== Requirement ==
Which lines below fall between the one containing "Output the component" and the one containing "import React from 'react';"? Repeat them exactly, counting both of those lines, and add nothing else.

[Code that builds pages]
---+---

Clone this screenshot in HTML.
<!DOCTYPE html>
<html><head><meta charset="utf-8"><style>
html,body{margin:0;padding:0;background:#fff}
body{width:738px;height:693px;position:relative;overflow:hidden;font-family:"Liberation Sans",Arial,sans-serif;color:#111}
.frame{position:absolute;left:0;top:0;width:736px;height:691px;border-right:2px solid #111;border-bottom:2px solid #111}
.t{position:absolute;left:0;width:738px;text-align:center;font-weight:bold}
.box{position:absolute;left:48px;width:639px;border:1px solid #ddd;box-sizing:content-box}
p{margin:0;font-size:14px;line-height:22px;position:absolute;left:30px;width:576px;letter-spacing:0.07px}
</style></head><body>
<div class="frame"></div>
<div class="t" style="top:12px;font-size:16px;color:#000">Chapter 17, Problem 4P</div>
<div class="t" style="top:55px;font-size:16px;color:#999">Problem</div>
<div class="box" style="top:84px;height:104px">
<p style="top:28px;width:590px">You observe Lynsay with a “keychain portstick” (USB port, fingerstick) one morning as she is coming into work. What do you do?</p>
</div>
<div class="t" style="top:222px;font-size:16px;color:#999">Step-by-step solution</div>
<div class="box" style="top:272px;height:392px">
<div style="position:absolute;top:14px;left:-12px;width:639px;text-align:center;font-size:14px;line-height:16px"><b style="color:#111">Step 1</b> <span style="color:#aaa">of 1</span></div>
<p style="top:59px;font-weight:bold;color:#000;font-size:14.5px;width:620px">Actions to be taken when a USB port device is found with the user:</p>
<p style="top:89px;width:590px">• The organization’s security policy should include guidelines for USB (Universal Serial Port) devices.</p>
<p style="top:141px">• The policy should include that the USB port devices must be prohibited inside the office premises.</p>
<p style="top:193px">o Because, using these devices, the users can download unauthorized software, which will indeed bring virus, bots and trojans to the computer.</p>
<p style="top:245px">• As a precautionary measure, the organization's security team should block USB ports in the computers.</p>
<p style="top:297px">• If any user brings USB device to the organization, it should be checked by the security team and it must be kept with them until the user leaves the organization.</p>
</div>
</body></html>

---+---

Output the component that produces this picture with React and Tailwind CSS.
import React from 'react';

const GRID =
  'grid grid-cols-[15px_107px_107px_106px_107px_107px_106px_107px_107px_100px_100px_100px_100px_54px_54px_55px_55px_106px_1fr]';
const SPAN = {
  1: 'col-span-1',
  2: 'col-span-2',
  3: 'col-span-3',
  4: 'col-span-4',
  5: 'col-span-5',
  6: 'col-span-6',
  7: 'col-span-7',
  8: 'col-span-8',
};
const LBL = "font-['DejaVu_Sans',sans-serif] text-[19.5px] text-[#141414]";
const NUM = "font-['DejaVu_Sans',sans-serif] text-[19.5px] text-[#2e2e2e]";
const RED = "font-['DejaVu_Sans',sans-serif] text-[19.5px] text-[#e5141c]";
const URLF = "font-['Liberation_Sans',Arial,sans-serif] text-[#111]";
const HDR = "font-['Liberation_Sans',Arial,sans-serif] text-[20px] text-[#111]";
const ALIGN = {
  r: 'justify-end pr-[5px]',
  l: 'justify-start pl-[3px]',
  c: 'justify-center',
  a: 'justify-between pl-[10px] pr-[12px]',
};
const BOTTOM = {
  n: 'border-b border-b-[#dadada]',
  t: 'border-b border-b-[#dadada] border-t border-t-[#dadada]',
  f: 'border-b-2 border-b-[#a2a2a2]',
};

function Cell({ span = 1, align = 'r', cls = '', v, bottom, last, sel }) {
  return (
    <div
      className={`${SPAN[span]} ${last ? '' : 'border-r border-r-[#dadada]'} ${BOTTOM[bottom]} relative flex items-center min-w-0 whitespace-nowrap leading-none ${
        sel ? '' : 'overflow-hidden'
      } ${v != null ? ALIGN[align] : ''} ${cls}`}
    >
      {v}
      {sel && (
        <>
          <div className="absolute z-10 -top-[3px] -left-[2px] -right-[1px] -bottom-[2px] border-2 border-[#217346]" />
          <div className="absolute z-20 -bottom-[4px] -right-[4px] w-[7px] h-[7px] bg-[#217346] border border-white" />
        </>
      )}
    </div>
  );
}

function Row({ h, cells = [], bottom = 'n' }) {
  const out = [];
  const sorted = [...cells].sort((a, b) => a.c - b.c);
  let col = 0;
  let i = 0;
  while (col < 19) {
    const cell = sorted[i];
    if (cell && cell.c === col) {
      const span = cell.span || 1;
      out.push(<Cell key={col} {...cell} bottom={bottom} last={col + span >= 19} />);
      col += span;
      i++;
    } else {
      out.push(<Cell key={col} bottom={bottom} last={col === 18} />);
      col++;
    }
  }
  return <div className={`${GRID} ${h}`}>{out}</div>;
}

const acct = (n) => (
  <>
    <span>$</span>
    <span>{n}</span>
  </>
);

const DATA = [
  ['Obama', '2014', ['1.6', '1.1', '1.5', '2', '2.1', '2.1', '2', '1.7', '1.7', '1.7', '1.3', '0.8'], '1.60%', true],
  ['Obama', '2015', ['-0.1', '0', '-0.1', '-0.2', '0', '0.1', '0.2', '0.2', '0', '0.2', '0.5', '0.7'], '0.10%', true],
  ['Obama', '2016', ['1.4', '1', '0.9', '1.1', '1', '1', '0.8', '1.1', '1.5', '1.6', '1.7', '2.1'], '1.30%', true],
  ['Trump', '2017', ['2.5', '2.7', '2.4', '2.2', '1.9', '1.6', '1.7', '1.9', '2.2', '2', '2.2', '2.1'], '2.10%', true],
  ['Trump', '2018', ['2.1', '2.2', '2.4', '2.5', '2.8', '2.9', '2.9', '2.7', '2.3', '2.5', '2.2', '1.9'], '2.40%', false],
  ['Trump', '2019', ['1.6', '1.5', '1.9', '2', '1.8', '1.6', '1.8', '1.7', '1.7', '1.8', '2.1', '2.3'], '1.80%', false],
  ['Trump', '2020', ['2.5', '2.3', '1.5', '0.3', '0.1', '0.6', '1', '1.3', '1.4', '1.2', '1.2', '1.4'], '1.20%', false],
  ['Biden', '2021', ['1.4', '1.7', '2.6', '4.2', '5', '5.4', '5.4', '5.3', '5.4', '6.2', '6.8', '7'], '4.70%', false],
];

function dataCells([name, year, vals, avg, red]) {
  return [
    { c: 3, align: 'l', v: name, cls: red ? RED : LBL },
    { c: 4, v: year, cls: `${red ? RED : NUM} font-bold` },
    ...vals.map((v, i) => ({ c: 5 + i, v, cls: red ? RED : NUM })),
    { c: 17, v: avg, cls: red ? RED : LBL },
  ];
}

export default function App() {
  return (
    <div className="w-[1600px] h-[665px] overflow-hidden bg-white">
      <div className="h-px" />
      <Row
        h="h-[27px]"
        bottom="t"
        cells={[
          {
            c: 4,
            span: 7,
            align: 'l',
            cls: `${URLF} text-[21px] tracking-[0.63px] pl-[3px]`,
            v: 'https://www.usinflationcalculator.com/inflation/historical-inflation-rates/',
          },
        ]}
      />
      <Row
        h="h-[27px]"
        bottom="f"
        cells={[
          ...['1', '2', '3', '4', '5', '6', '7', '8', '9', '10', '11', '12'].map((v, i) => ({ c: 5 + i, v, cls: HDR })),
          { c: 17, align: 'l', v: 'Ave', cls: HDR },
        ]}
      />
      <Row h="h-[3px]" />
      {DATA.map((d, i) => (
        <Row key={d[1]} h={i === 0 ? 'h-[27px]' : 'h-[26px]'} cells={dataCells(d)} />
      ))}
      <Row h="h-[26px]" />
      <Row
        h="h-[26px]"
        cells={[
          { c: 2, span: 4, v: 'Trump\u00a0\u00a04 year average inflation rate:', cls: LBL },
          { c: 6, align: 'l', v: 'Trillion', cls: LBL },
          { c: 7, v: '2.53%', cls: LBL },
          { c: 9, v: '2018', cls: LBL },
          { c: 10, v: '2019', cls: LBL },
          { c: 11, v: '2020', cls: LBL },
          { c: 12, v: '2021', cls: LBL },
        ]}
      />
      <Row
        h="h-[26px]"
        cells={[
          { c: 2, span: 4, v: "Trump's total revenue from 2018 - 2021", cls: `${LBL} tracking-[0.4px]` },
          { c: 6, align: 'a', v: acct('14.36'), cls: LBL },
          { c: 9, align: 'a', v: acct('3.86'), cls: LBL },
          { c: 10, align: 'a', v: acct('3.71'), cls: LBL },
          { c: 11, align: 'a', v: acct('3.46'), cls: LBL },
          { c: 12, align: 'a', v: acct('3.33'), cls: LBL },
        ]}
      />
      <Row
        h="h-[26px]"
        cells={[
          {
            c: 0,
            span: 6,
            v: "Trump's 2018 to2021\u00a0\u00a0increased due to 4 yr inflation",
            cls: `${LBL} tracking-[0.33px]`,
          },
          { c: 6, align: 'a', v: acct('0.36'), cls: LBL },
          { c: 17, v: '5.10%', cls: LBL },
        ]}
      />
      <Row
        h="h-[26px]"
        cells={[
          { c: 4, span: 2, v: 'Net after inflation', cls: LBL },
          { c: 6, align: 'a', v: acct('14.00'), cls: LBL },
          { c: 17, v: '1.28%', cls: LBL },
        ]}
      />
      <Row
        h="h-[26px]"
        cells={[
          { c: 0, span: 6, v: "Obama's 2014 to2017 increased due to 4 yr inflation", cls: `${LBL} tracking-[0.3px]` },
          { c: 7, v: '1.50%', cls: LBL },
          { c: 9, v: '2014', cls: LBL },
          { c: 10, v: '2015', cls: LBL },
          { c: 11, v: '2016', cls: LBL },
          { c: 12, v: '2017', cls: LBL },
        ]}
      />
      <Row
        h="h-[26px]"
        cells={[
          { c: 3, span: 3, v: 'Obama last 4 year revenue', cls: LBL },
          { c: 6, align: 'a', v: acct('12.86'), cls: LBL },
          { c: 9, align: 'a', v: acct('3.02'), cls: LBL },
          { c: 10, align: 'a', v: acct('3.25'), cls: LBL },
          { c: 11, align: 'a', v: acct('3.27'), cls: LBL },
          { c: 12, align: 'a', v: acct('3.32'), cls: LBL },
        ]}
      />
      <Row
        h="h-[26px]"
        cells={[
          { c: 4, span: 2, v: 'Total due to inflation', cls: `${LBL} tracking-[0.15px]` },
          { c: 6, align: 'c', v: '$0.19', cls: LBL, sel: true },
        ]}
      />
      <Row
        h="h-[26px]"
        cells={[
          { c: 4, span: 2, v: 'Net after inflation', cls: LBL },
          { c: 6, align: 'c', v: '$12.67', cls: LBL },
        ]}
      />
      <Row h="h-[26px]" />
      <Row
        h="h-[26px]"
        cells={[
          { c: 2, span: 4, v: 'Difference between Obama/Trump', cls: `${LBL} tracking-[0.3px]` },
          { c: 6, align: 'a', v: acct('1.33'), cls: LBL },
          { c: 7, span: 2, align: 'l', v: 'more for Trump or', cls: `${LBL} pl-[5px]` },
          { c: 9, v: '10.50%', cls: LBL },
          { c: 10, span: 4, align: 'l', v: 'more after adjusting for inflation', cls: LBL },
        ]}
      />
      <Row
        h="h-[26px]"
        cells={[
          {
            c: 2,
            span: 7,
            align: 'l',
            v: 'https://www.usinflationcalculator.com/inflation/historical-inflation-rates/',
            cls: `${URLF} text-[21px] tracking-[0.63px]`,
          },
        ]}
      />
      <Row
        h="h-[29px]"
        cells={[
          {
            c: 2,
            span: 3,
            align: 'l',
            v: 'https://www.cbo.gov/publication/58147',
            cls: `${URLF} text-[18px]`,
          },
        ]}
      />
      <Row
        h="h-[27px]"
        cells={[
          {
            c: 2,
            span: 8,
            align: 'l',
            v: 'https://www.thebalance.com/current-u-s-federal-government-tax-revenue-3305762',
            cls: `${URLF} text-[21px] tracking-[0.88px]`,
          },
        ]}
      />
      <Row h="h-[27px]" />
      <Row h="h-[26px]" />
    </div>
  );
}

---+---

== Finished task ==
Output the component that produces this picture with React and Tailwind CSS.
import React from 'react';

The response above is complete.